▶ [TASK] How many lines in the listing below include the word "React"? Reply with the count alone.

— Start of SUPPLIED DATA —

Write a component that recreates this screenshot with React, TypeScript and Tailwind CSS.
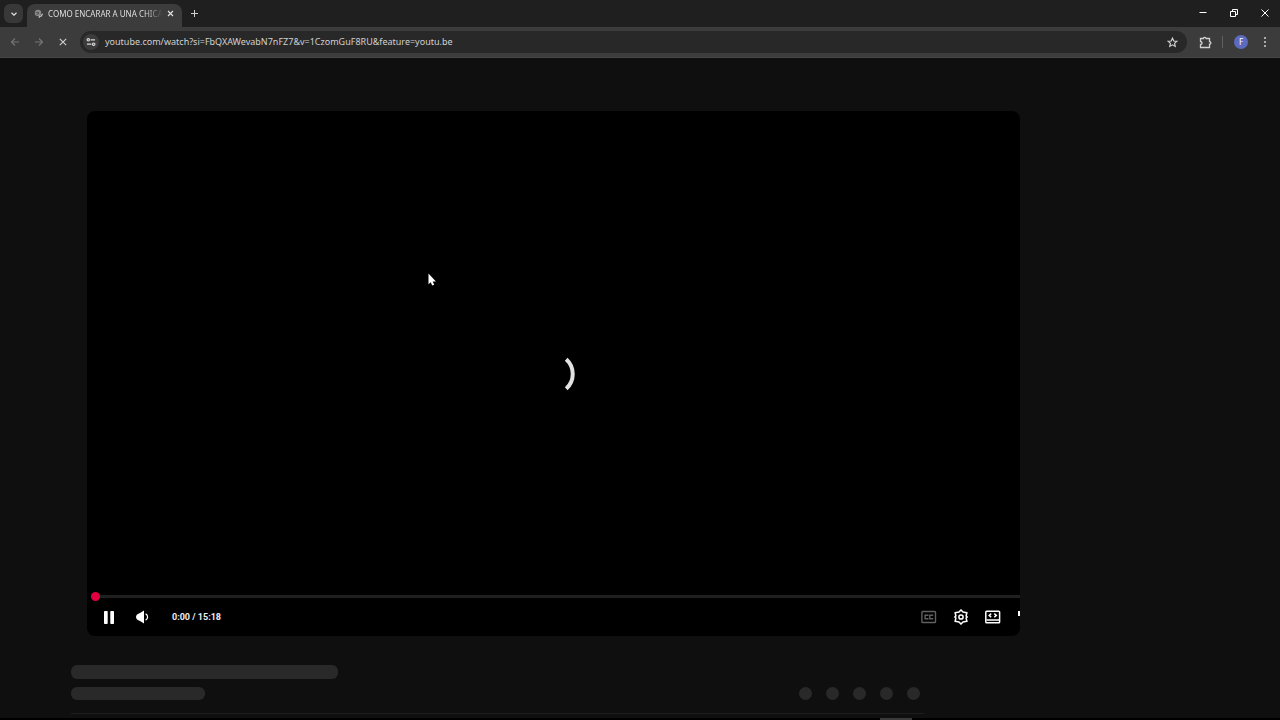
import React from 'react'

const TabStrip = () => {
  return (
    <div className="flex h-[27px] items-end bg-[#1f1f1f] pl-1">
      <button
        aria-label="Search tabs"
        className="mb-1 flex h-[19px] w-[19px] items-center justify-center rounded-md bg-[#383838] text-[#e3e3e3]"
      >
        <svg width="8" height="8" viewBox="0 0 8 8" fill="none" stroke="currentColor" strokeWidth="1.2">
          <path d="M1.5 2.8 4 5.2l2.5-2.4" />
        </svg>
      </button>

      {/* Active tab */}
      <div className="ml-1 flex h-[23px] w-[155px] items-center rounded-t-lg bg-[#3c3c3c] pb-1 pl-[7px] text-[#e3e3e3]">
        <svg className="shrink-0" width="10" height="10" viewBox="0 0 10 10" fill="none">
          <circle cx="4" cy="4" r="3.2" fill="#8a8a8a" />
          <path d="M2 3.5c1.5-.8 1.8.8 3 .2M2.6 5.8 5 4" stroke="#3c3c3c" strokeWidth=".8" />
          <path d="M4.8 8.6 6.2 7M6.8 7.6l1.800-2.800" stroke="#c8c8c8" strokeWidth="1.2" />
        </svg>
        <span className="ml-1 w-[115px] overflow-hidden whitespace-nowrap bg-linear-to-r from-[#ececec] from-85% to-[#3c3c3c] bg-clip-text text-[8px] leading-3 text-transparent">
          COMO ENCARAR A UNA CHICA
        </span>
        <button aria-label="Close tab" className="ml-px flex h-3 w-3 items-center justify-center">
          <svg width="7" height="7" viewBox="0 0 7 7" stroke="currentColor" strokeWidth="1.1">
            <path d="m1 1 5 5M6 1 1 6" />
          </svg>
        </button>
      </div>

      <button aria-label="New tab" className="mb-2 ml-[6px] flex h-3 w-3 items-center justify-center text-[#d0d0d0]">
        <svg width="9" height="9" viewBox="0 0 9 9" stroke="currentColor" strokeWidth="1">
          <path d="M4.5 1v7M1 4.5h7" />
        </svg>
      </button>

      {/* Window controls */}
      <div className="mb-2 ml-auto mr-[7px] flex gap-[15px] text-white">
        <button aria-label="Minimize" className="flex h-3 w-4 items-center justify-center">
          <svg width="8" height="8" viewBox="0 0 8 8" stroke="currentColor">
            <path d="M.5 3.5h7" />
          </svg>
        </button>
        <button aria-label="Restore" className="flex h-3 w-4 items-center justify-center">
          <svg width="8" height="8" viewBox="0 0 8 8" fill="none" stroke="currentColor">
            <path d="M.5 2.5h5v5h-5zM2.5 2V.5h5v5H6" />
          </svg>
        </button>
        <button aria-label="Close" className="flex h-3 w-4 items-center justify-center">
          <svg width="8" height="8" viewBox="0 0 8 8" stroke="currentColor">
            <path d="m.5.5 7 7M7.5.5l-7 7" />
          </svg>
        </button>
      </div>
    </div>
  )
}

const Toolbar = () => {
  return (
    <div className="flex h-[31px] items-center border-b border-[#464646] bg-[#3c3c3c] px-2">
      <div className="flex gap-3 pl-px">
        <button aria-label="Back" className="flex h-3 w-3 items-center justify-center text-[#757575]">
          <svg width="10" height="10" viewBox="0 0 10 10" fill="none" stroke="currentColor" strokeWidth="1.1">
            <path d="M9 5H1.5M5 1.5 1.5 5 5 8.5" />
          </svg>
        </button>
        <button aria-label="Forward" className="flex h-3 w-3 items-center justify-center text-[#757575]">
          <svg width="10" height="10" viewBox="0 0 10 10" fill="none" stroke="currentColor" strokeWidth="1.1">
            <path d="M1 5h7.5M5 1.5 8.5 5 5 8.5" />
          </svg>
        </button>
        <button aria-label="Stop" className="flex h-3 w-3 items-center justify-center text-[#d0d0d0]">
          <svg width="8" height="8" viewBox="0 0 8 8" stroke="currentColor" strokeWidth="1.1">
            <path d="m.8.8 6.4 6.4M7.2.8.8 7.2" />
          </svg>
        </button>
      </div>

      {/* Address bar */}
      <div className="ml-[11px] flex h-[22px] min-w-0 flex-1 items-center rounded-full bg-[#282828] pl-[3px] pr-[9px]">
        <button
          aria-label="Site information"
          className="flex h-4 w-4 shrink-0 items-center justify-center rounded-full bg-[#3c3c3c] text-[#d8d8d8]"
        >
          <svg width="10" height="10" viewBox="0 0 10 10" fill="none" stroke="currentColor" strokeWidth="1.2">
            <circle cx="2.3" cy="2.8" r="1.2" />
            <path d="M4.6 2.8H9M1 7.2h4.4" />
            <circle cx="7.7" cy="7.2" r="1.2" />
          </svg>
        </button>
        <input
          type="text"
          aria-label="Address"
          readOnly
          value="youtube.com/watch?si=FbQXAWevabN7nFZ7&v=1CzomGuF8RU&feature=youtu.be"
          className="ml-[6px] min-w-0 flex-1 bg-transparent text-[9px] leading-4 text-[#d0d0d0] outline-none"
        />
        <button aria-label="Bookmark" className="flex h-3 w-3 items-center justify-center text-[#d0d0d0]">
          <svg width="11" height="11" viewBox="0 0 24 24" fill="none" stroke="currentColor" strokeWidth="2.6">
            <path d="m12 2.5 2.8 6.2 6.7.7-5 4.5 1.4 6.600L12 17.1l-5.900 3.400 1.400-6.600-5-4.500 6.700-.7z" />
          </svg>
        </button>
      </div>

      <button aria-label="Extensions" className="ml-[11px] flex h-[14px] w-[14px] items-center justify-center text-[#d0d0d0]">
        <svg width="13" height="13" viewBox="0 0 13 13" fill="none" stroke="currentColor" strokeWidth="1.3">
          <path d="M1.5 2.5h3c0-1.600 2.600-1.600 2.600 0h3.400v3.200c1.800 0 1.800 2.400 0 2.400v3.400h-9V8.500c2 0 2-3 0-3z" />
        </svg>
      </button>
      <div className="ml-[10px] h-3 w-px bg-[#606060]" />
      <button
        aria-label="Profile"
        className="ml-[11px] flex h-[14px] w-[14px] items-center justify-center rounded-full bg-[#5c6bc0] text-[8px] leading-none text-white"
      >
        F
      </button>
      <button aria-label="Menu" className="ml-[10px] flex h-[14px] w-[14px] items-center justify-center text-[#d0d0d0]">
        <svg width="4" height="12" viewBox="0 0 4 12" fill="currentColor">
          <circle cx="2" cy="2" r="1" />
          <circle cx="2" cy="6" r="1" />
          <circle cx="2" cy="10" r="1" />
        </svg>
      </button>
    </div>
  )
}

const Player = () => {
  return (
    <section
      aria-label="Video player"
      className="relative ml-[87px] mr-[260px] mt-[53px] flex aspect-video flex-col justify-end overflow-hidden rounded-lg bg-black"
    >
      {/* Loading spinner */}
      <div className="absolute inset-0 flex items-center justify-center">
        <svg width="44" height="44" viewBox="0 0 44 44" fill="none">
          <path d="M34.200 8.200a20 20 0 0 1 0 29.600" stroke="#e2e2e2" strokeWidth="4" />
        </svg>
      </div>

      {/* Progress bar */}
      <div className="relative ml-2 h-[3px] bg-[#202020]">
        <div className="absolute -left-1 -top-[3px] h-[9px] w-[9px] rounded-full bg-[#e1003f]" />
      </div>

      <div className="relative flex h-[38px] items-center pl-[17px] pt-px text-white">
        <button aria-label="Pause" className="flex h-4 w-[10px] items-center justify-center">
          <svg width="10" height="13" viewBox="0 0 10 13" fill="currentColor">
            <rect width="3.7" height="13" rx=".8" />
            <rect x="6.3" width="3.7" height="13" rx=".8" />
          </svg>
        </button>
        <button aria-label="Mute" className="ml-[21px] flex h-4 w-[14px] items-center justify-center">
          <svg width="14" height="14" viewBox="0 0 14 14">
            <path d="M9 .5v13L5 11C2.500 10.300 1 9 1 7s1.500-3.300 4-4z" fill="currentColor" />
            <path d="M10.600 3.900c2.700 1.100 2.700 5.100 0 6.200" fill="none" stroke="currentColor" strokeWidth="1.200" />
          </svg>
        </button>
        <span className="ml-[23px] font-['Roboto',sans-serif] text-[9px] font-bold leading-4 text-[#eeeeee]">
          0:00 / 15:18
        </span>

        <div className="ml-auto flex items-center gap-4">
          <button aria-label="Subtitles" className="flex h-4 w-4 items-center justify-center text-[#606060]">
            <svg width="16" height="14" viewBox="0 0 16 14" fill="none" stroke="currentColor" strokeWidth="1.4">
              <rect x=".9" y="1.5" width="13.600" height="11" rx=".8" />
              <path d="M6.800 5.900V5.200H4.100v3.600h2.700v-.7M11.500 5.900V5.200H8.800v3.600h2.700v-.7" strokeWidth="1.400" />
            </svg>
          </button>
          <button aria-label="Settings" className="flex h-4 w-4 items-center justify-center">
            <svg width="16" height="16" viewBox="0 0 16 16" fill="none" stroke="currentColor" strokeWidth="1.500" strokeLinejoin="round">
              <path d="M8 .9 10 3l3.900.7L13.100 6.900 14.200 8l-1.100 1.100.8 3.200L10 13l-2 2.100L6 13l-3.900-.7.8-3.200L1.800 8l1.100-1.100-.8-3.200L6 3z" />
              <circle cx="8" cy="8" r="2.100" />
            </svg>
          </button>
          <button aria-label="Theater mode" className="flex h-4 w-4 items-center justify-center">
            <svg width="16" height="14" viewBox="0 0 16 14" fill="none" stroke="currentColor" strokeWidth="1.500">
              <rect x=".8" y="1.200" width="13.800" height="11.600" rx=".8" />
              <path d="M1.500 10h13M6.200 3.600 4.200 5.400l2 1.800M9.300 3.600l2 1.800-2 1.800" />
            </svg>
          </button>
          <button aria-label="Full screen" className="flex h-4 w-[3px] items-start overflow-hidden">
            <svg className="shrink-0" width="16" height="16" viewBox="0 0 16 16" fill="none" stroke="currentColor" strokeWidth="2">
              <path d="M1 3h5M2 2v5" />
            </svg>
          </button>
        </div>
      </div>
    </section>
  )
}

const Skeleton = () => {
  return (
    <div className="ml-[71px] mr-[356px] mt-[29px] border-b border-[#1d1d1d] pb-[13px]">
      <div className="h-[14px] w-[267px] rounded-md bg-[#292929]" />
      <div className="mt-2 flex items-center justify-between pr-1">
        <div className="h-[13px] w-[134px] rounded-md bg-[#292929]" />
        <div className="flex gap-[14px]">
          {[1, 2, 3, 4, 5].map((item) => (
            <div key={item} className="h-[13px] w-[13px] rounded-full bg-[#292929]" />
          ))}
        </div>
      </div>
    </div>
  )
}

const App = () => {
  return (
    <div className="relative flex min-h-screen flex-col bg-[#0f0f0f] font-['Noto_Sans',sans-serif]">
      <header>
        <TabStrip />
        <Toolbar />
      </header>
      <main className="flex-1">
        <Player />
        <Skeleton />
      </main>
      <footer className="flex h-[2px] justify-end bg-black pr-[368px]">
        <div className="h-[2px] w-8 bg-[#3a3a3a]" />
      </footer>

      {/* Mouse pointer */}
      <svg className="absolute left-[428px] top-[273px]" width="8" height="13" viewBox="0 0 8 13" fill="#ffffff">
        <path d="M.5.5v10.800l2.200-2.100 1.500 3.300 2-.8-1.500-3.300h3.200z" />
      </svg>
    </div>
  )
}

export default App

— End of SUPPLIED DATA —

▶ [COMPLETED TASK] 2